▶ **GOAL OF THE EXERCISE**
Transcribe every line from the top down to the line with "import React from 'react';", both ends included, but not the pictures.

▶ **DATA SHOWN**
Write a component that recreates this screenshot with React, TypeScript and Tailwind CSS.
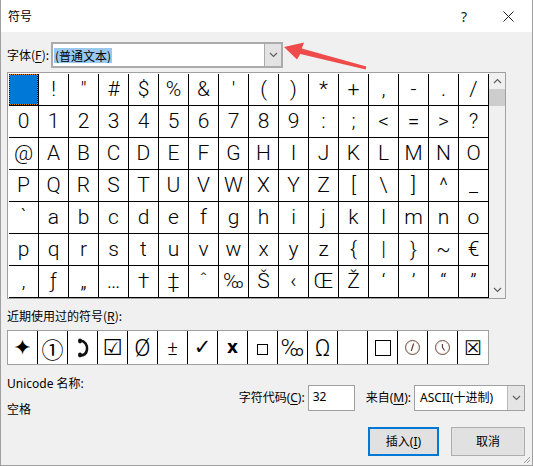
import React from 'react';

const rows: string[][] = [
  [' ', '!', '"', '#', '$', '%', '&', "'", '(', ')', '*', '+', ',', '-', '.', '/'],
  ['0', '1', '2', '3', '4', '5', '6', '7', '8', '9', ':', ';', '<', '=', '>', '?'],
  ['@', ...'ABCDEFGHIJKLMNO'.split('')],
  [...'PQRSTUVWXYZ'.split(''), '[', '\\', ']', '^', '_'],
  ['`', ...'abcdefghijklmno'.split('')],
  [...'pqrstuvwxyz'.split(''), '{', '|', '}', '~', '€'],
  ['‚', 'ƒ', '„', '…', '†', '‡', 'ˆ', '‰', 'Š', '‹', 'Œ', 'Ž', '\u2018', '\u2019', '\u201C', '\u201D'],
];

const Chevron = ({ up = false }: { up?: boolean }) => (
  <svg width="9" height="6" viewBox="0 0 9 6" className={up ? 'rotate-180' : ''}>
    <path d="M1 1l3.5 3.5L8 1" stroke="#606060" strokeWidth="1.2" fill="none" />
  </svg>
);

const Handset = () => (
  <svg width="12" height="20" viewBox="0 0 12 20">
    <path d="M3 2.5C8 3 10.5 7 10 11.5 9.6 15 7 17.5 3 17.5" stroke="#111" strokeWidth="2.6" fill="none" strokeLinecap="round" />
    <ellipse cx="3" cy="3" rx="2" ry="2.4" fill="#111" />
    <ellipse cx="3" cy="17" rx="2" ry="2.4" fill="#111" />
  </svg>
);

const Clock = ({ hand }: { hand: string }) => (
  <svg width="17" height="17" viewBox="0 0 17 17">
    <circle cx="8.5" cy="8.5" r="7" stroke="#6b4a3a" strokeWidth="1" fill="none" />
    <circle cx="8.5" cy="8.5" r="5.8" stroke="#c9a890" strokeWidth="0.6" strokeDasharray="1 1.8" fill="none" />
    <path d={hand} stroke="#5a3020" strokeWidth="1.1" fill="none" />
  </svg>
);

const thin = "font-['Roboto',sans-serif] font-light leading-none";

const recent: React.ReactNode[] = [
  <span className="text-[22px] leading-none">✦</span>,
  <span className="font-['Noto_Sans_CJK_SC',sans-serif] text-[22px] leading-none">①</span>,
  <Handset />,
  <span className="text-[22px] leading-none">☑</span>,
  <span className={`${thin} text-[24px]`}>Ø</span>,
  <span className={`${thin} text-[20px]`}>±</span>,
  <span className="text-[21px] leading-none">✓</span>,
  <span className="text-[17px] font-bold leading-none">x</span>,
  <span className="mt-[4px] block h-[11px] w-[11px] border border-black" />,
  <span className={`${thin} text-[24px]`}>‰</span>,
  <span className={`${thin} text-[24px]`}>Ω</span>,
  null,
  <span className="block h-[16px] w-[16px] border border-black" />,
  <Clock hand="M7.3 12L9.6 4.5" />,
  <Clock hand="M8.5 8.5L10.5 11.5M8.5 8.5L8.3 5" />,
  <span className="text-[20px] leading-none">☒</span>,
];

const Uline = ({ children }: { children: React.ReactNode }) => <span className="underline underline-offset-2">{children}</span>;

export default function App() {
  return (
    <div className="relative h-[466px] w-[533px] overflow-hidden border-x border-b border-[#a0a0a0] bg-[#f0f0f0] font-['Noto_Sans','Noto_Sans_CJK_SC',sans-serif] text-[12px] text-black">
      {/* title bar */}
      <div className="flex h-[32px] items-center bg-white pl-[7px]">
        <span className="flex-1 font-['Noto_Sans_CJK_SC',sans-serif] text-[12px]">符号</span>
        <span className="mr-[36px] text-[14px] text-[#222]">?</span>
        <svg width="11" height="11" viewBox="0 0 11 11" className="mr-[18px]">
          <path d="M0.5 0.5L10.5 10.5M10.5 0.5L0.5 10.5" stroke="#222" strokeWidth="1" />
        </svg>
      </div>

      <div className="pl-[6px] pr-[7px]">
        {/* font row */}
        <div className="mt-[10px] flex items-center">
          <span className="w-[44px] font-['Noto_Sans_CJK_SC',sans-serif]">
            字体(<Uline>F</Uline>):
          </span>
          <div className="flex h-[26px] w-[232px] border-2 border-[#ababab] bg-white">
            <div className="flex flex-1 items-center pl-[1px]">
              <span className="bg-[#99c9ef] px-[1px] font-['Noto_Sans_CJK_SC',sans-serif] leading-[15px]">(普通文本)</span>
            </div>
            <div className="flex w-[17px] items-center justify-center border-l border-[#ababab] bg-[#e3e3e3]">
              <Chevron />
            </div>
          </div>
        </div>

        {/* character grid */}
        <div className="mt-[4px] flex w-[499px] border border-[#a0a0a0] bg-white">
          <div className="pl-px pt-px">
            <div className="grid grid-cols-[repeat(16,30px)] font-['Roboto','Noto_Sans',sans-serif] text-[21px] font-light">
              {rows.flat().map((ch, i) =>
                i === 0 ? (
                  <div key={i} className="h-[32px] border-b border-r border-black bg-[#f08c00]">
                    <div className="h-full w-full border border-dotted border-black bg-[#0078d7] bg-clip-padding" />
                  </div>
                ) : (
                  <div key={i} className="flex h-[32px] items-center justify-center border-b border-r border-black leading-none">
                    {ch}
                  </div>
                )
              )}
            </div>
          </div>
          <div className="flex w-[16px] flex-col bg-[#f0f0f0]">
            <div className="flex h-[16px] items-center justify-center">
              <Chevron up />
            </div>
            <div className="h-[17px] bg-[#cdcdcd]" />
            <div className="flex-1" />
            <div className="flex h-[16px] items-center justify-center">
              <Chevron />
            </div>
          </div>
        </div>

        {/* recently used */}
        <div className="mt-[9px] font-['Noto_Sans_CJK_SC',sans-serif] leading-[16px]">
          近期使用过的符号(<Uline>R</Uline>):
        </div>
        <div className="mt-[6px] flex w-[482px] border border-[#a0a0a0] bg-white font-['DejaVu_Sans','Noto_Sans_CJK_SC',sans-serif]">
          {recent.map((r, i) => (
            <div
              key={i}
              className={`flex h-[33px] w-[30px] items-center justify-center ${i < 15 ? 'border-r border-black' : ''}`}
            >
              {r}
            </div>
          ))}
        </div>

        {/* bottom */}
        <div className="flex justify-between">
          <div className="pt-[11px] leading-[16px]">
            <div>Unicode 名称:</div>
            <div className="mt-[10px]">空格</div>
          </div>
          <div className="flex flex-col items-end pt-[20px]">
            <div className="flex h-[26px] items-center">
              <span className="mr-[3px]">
                字符代码(<Uline>C</Uline>):
              </span>
              <div className="flex h-full w-[47px] items-center border border-[#a0a0a0] bg-white pb-[2px] pl-[4px]">32</div>
              <span className="ml-[11px] mr-[3px]">
                来自(<Uline>M</Uline>):
              </span>
              <div className="flex h-full w-[111px] border border-[#a0a0a0] bg-white">
                <div className="flex flex-1 items-center pl-[5px]">ASCII(十进制)</div>
                <div className="flex w-[17px] items-center justify-center border-l border-[#b8b8b8] bg-[#e5e5e5]">
                  <Chevron />
                </div>
              </div>
            </div>
            <div className="mt-[16px] flex gap-[12px]">
              <button className="flex h-[29px] w-[71px] items-center justify-center border-2 border-[#0078d7] bg-[#e1e1e1]">
                插入(<Uline>I</Uline>)
              </button>
              <button className="flex h-[29px] w-[74px] items-center justify-center border border-[#adadad] bg-[#e1e1e1]">
                取消
              </button>
            </div>
          </div>
        </div>
      </div>

      {/* red arrow annotation */}
      <svg className="pointer-events-none absolute left-0 top-0" width="533" height="466" viewBox="0 0 533 466">
        <polygon
          points="283,47 303,42.5 300.8,48.6 365.3,66.6 364.7,69.4 299.3,54 296,59.5"
          fill="#ef4b4b"
        />
      </svg>

      {/* resize grip */}
      <svg className="absolute bottom-[1px] right-[1px]" width="8" height="8" viewBox="0 0 8 8">
        <path d="M7 1L1 7M7 4L4 7" stroke="#9a9a9a" strokeWidth="1" />
      </svg>
    </div>
  );
}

▶ **OUTPUT**
Write a component that recreates this screenshot with React, TypeScript and Tailwind CSS.
import React from 'react';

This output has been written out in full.